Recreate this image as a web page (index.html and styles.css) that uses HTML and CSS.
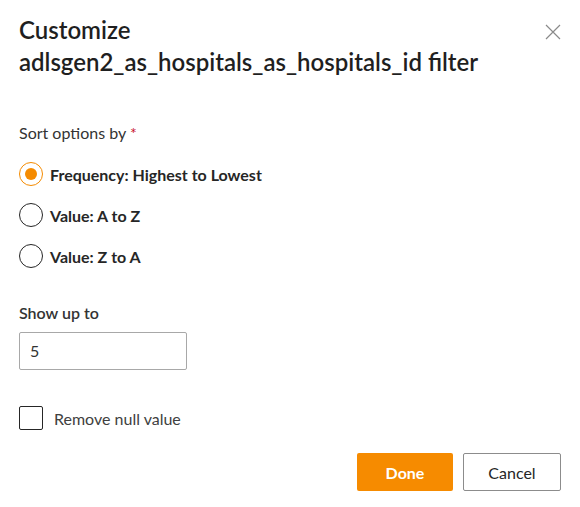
FILE: index.html
```html
<!DOCTYPE html>
<html>
<head>
<meta charset="utf-8">
<link rel="stylesheet" href="styles.css">
</head>
<body>
<div class="dialog">
  <div class="header">
    <h1 class="title">Customize<br>adlsgen2_as_hospitals_as_hospitals_id filter</h1>
    <button class="close" aria-label="Close">
      <svg width="16" height="16" viewBox="0 0 16 16"><path d="M1 1L15 15M15 1L1 15" stroke="#8a8a8a" stroke-width="1.2" fill="none"/></svg>
    </button>
  </div>
  <div class="section">
    <div class="label">Sort options by <span class="req">*</span></div>
    <div class="radios">
      <label class="radio"><span class="circle checked"><span class="dot"></span></span><span class="rtext">Frequency: Highest to Lowest</span></label>
      <label class="radio"><span class="circle"></span><span class="rtext">Value: A to Z</span></label>
      <label class="radio"><span class="circle"></span><span class="rtext">Value: Z to A</span></label>
    </div>
  </div>
  <div class="section2">
    <div class="label strong">Show up to</div>
    <div class="input">5</div>
  </div>
  <label class="check"><span class="box"></span><span class="ctext">Remove null value</span></label>
  <div class="footer">
    <button class="btn primary">Done</button>
    <button class="btn secondary">Cancel</button>
  </div>
</div>
</body>
</html>
```
FILE: styles.css
```css
* { box-sizing: border-box; }
html, body { margin: 0; padding: 0; background: #fff; }
body {
  font-family: "Source Sans Pro", Lato, "Noto Sans", sans-serif;
  color: #262626;
  width: 580px;
  height: 507px;
  overflow: hidden;
}
.dialog { padding: 14px 19px 0 19px; }
.header { display: flex; justify-content: space-between; align-items: flex-start; }
.title {
  margin: 0;
  font-size: 24px;
  font-weight: 600;
  line-height: 32px;
  color: #1f1f1f;
}
.close {
  background: none; border: 0; padding: 0; margin: 10px 0 0 0;
  width: 16px; height: 16px; display: flex;
}
.section { margin-top: 45px; }
.label { font-size: 16px; line-height: 20px; color: #333; }
.label.strong { font-weight: 600; }
.req { color: #c8102e; }
.radios { display: flex; flex-direction: column; gap: 17px; margin-top: 19px; }
.radio { display: flex; align-items: center; gap: 7px; height: 24px; }
.circle {
  width: 24px; height: 24px; border-radius: 50%;
  border: 1.5px solid #262626; display: flex; align-items: center; justify-content: center;
}
.circle.checked { border-color: #f58b00; }
.dot { width: 12px; height: 12px; border-radius: 50%; background: #f58b00; }
.rtext { font-size: 16px; font-weight: 700; color: #262626; }
.section2 { margin-top: 35px; }
.input {
  margin-top: 9px;
  width: 168px; height: 38px;
  border: 1px solid #a8a8a8; border-radius: 2px;
  padding: 0 10px; font-size: 16px; line-height: 36px; color: #333;
}
.check { display: flex; align-items: center; gap: 11px; margin-top: 36px; }
.box { width: 24px; height: 24px; border: 1.5px solid #262626; border-radius: 2px; }
.ctext { font-size: 16px; color: #404040; }
.footer { display: flex; justify-content: flex-end; gap: 10px; margin-top: 23px; padding-right: 0; }
.btn {
  height: 38px; font-family: inherit; font-size: 16px; border-radius: 2px; cursor: pointer;
}
.primary { width: 96px; background: #f68b00; border: 0; color: #fff; font-weight: 700; }
.secondary { width: 98px; background: #fff; border: 1px solid #8c8c8c; color: #262626; }
```
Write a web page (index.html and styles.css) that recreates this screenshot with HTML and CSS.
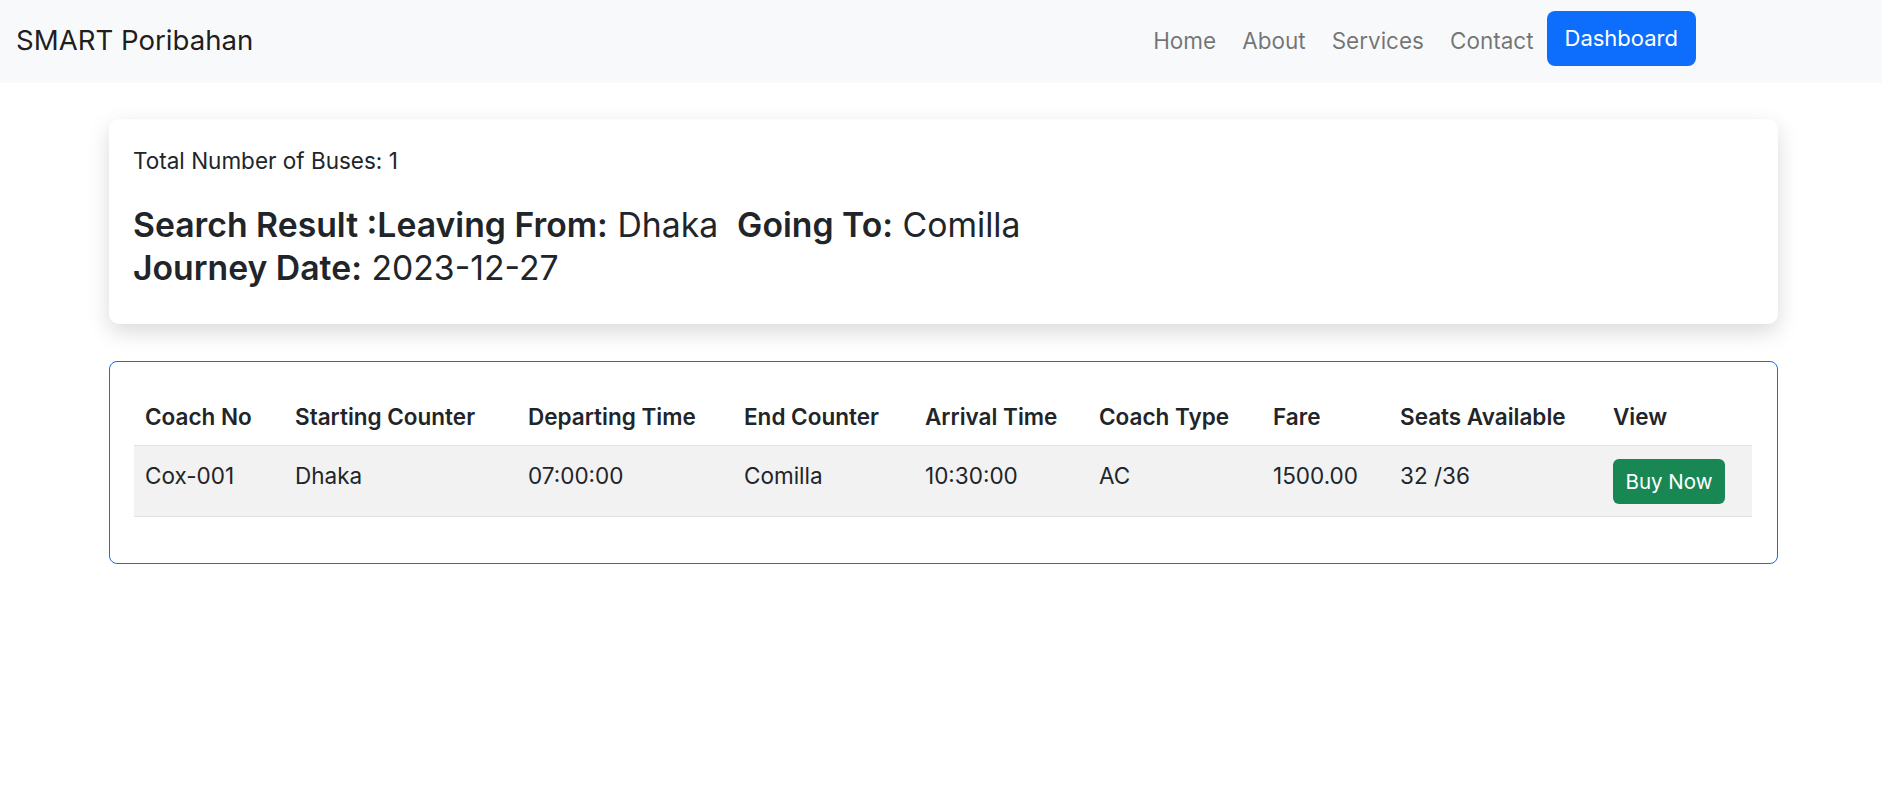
FILE: index.html
```html
<!DOCTYPE html>
<html lang="en">
<head>
<meta charset="utf-8">
<title>SMART Poribahan</title>
<link rel="stylesheet" href="styles.css">
</head>
<body>
<nav class="navbar">
  <a class="brand" href="#">SMART Poribahan</a>
  <ul class="nav">
    <li><a class="nav-link" href="#">Home</a></li>
    <li><a class="nav-link" href="#">About</a></li>
    <li><a class="nav-link" href="#">Services</a></li>
    <li><a class="nav-link" href="#">Contact</a></li>
    <li><a class="btn-dash" href="#">Dashboard</a></li>
  </ul>
</nav>
<main class="page">
  <section class="summary-card">
    <p class="total">Total Number of Buses: 1</p>
    <h4 class="search-title"><b>Search Result :Leaving From:</b> <span class="val">Dhaka</span>&nbsp; <b>Going To:</b> <span class="val">Comilla</span><br><b>Journey Date:</b> <span class="val">2023-12-27</span></h4>
  </section>
  <section class="result-card">
    <table class="bus-table">
      <colgroup>
        <col class="c1"><col class="c2"><col class="c3"><col class="c4"><col class="c5"><col class="c6"><col class="c7"><col class="c8"><col class="c9">
      </colgroup>
      <thead>
        <tr>
          <th>Coach No</th>
          <th>Starting Counter</th>
          <th>Departing Time</th>
          <th>End Counter</th>
          <th>Arrival Time</th>
          <th>Coach Type</th>
          <th>Fare</th>
          <th>Seats Available</th>
          <th>View</th>
        </tr>
      </thead>
      <tbody>
        <tr>
          <td>Cox-001</td>
          <td>Dhaka</td>
          <td>07:00:00</td>
          <td>Comilla</td>
          <td>10:30:00</td>
          <td>AC</td>
          <td>1500.00</td>
          <td>32 /36</td>
          <td><a class="btn-buy" href="#">Buy Now</a></td>
        </tr>
      </tbody>
    </table>
  </section>
</main>
</body>
</html>
```

FILE: styles.css
```css
* { box-sizing: border-box; }

html, body {
  margin: 0;
  padding: 0;
  background: #ffffff;
}

body {
  font-family: Inter, Roboto, "Liberation Sans", sans-serif;
  font-size: 22.5px;
  line-height: 1.5;
  color: #212529;
}

a { text-decoration: none; }

/* ---------- navbar ---------- */
.navbar {
  height: 83px;
  background: #f8f9fa;
  display: flex;
  align-items: center;
  padding: 0 186px 0 16px;
}

.brand {
  font-size: 27.6px;
  line-height: 42px;
  color: rgba(0, 0, 0, 0.9);
  margin-top: -3px;
}

.nav {
  list-style: none;
  margin: 0 0 0 auto;
  padding: 0;
  display: flex;
  align-items: center;
}

.nav-link {
  display: block;
  padding: 0 13px 2px;
  font-size: 22.5px;
  line-height: 34px;
  color: rgba(0, 0, 0, 0.55);
}

.btn-dash {
  display: block;
  margin-left: 0;
  margin-top: -6px;
  height: 55px;
  padding: 0 18px;
  line-height: 55px;
  font-size: 22px;
  color: #ffffff;
  background: #0d6efd;
  border-radius: 8px;
}

/* ---------- page ---------- */
.page {
  width: 1669px;
  margin: 36px 0 0 109px;
  display: flex;
  flex-direction: column;
  gap: 37px;
}

.summary-card {
  background: #ffffff;
  border-radius: 10px;
  box-shadow: 0 8px 22px rgba(0, 0, 0, 0.15);
  padding: 25px 24px 25px;
  height: 205px;
}

.total {
  margin: 0 0 25px;
  line-height: 34px;
}

.search-title {
  margin: 0;
  font-size: 33.75px;
  line-height: 43px;
  font-weight: 400;
}

.search-title b { font-weight: 600; }
.search-title .val { font-weight: 400; }

.result-card {
  border: 1px solid #0d6efd;
  border-radius: 8px;
  padding: 27px 25px 46px 24px;
}

/* ---------- table ---------- */
.bus-table {
  width: 100%;
  border-collapse: collapse;
  table-layout: fixed;
}

.c1 { width: 150px; }
.c2 { width: 233px; }
.c3 { width: 216px; }
.c4 { width: 181px; }
.c5 { width: 174px; }
.c6 { width: 174px; }
.c7 { width: 127px; }
.c8 { width: 213px; }
.c9 { width: 150px; }

.bus-table th,
.bus-table td {
  text-align: left;
  vertical-align: top;
  padding: 11px 11px;
  line-height: 34px;
  border-bottom: 1px solid #dee2e6;
  white-space: nowrap;
}

.bus-table th {
  font-weight: 600;
  color: #212529;
}

.bus-table tbody tr {
  background: #f2f2f2;
}

.bus-table td {
  padding: 12.5px 11px;
  font-weight: 400;
}

.btn-buy {
  display: inline-block;
  height: 45px;
  padding: 0 12.5px;
  line-height: 45px;
  font-size: 20.5px;
  color: #ffffff;
  background: #198754;
  border-radius: 6px;
}
```
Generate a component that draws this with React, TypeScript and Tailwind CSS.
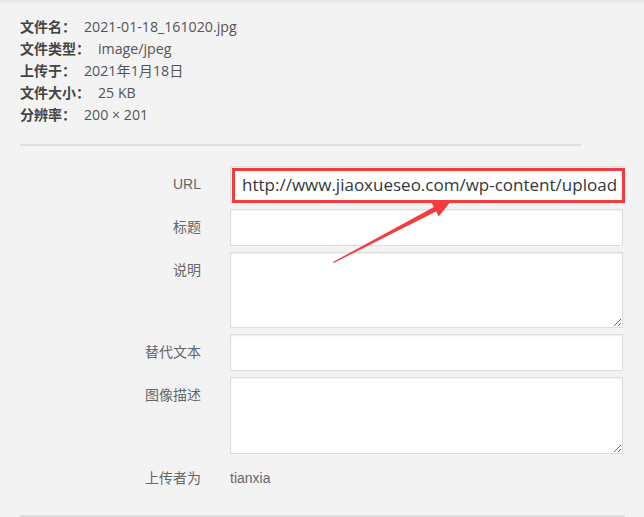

□ □ □ □

## What is needed
Work through the records above line by line and count those that hold the string "page". Give only the result.

## Full output
5